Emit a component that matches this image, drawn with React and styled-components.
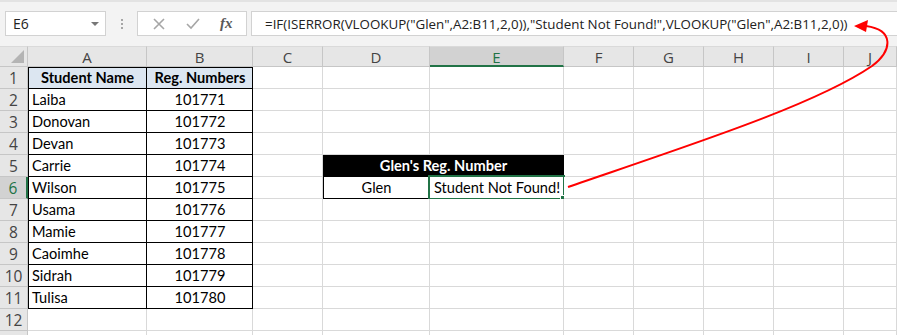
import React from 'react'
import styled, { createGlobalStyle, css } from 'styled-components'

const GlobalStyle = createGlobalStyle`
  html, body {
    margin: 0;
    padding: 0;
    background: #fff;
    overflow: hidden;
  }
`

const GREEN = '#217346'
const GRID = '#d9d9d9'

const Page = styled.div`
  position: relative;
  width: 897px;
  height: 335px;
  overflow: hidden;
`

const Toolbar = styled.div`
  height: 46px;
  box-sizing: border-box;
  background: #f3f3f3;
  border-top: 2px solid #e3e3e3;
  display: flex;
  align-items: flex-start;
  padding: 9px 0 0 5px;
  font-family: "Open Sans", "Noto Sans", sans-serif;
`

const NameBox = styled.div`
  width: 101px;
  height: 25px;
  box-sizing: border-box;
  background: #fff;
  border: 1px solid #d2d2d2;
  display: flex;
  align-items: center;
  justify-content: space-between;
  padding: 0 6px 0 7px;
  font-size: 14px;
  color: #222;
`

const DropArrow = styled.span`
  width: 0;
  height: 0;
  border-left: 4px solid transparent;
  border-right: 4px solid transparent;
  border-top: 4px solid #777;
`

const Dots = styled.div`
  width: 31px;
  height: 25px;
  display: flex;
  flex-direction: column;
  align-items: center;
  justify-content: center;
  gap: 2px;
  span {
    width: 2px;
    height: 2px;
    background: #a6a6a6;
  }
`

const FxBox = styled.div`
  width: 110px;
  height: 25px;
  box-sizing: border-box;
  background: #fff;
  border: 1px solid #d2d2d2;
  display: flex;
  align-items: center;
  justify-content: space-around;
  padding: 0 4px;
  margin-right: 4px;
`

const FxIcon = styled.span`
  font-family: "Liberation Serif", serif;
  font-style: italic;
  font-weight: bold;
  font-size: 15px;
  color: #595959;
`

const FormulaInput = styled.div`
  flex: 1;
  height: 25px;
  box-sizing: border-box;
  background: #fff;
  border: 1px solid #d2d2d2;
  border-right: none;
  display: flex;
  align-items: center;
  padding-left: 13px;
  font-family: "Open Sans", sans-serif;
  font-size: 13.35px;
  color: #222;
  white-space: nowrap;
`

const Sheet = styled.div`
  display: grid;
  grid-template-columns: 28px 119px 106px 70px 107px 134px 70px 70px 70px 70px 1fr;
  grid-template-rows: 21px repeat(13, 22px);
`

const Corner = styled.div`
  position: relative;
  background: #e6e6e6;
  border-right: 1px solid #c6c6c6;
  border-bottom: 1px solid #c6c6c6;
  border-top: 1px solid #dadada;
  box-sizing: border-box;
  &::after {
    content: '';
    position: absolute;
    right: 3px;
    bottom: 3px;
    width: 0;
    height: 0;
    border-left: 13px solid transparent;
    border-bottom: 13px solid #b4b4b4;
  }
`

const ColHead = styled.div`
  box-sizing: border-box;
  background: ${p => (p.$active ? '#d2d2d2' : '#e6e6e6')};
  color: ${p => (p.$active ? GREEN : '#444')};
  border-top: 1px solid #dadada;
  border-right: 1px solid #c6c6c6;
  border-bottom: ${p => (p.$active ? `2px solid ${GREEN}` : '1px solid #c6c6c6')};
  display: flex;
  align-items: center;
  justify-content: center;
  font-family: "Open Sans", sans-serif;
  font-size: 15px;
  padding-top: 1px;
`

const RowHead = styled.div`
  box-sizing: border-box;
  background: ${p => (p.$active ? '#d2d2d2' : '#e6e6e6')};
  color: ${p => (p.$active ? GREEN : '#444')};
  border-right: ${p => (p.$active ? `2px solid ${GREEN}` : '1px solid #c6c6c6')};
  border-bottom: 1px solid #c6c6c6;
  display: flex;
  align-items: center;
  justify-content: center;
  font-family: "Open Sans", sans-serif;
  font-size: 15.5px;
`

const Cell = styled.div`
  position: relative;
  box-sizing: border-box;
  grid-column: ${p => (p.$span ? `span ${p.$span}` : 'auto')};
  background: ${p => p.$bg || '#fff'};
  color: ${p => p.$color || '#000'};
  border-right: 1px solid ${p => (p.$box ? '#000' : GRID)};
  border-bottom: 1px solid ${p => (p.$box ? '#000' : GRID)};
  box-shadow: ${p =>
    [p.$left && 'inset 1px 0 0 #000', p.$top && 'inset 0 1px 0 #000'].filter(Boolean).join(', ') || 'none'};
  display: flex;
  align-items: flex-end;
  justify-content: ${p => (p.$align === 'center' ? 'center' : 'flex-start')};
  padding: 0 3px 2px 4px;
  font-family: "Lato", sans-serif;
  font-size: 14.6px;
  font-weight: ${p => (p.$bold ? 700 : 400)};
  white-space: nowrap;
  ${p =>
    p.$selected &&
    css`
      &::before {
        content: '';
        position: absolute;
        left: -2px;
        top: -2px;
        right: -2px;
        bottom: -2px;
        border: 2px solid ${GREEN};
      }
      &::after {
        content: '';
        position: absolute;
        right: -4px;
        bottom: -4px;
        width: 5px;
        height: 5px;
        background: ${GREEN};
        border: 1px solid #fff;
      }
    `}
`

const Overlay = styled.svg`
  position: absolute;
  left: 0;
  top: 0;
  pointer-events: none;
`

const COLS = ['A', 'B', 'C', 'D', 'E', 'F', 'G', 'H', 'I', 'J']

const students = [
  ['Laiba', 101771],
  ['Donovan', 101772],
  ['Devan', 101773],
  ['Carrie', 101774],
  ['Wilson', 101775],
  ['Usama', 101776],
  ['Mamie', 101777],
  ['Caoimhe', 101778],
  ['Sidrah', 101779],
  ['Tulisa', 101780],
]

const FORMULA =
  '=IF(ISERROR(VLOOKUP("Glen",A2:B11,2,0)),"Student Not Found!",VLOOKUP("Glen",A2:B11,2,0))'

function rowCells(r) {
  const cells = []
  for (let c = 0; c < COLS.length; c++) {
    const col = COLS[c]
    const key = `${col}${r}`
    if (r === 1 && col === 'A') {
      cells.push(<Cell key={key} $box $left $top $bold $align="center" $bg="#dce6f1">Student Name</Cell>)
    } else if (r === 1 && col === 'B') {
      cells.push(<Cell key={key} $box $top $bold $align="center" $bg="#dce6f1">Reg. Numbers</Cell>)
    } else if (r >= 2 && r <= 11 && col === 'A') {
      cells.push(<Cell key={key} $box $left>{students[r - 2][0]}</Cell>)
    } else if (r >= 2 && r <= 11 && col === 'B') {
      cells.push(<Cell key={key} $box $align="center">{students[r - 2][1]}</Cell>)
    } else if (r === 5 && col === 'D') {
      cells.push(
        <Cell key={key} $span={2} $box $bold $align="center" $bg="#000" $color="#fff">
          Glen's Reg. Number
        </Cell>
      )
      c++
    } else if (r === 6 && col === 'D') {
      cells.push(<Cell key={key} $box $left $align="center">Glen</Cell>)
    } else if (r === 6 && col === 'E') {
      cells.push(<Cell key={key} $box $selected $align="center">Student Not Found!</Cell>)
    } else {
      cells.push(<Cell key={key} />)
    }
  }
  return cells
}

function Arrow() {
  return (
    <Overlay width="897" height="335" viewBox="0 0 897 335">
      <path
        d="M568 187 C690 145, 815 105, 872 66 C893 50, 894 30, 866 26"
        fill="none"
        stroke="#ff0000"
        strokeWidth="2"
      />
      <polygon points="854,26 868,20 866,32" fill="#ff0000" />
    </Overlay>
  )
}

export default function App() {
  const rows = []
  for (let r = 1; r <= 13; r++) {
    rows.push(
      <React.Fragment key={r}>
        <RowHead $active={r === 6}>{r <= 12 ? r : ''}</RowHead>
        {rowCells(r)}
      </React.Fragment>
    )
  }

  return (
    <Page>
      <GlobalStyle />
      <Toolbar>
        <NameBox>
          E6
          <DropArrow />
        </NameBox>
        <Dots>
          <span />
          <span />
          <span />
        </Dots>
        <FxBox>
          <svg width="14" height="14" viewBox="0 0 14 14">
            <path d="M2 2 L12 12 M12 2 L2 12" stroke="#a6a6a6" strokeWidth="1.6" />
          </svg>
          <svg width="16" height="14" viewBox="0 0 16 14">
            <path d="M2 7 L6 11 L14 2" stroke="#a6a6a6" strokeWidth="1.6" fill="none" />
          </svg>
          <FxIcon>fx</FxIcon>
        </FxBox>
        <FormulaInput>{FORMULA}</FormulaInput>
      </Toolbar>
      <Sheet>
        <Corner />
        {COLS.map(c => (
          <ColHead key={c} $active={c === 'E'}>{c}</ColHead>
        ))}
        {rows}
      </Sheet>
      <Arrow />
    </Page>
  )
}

Exercise - Scan the material above for the string "React" and return the lines that hold it.

Full output -
Emit a component that matches this image, drawn with React and styled-components.
import React from 'react'
      <React.Fragment key={r}>
      </React.Fragment>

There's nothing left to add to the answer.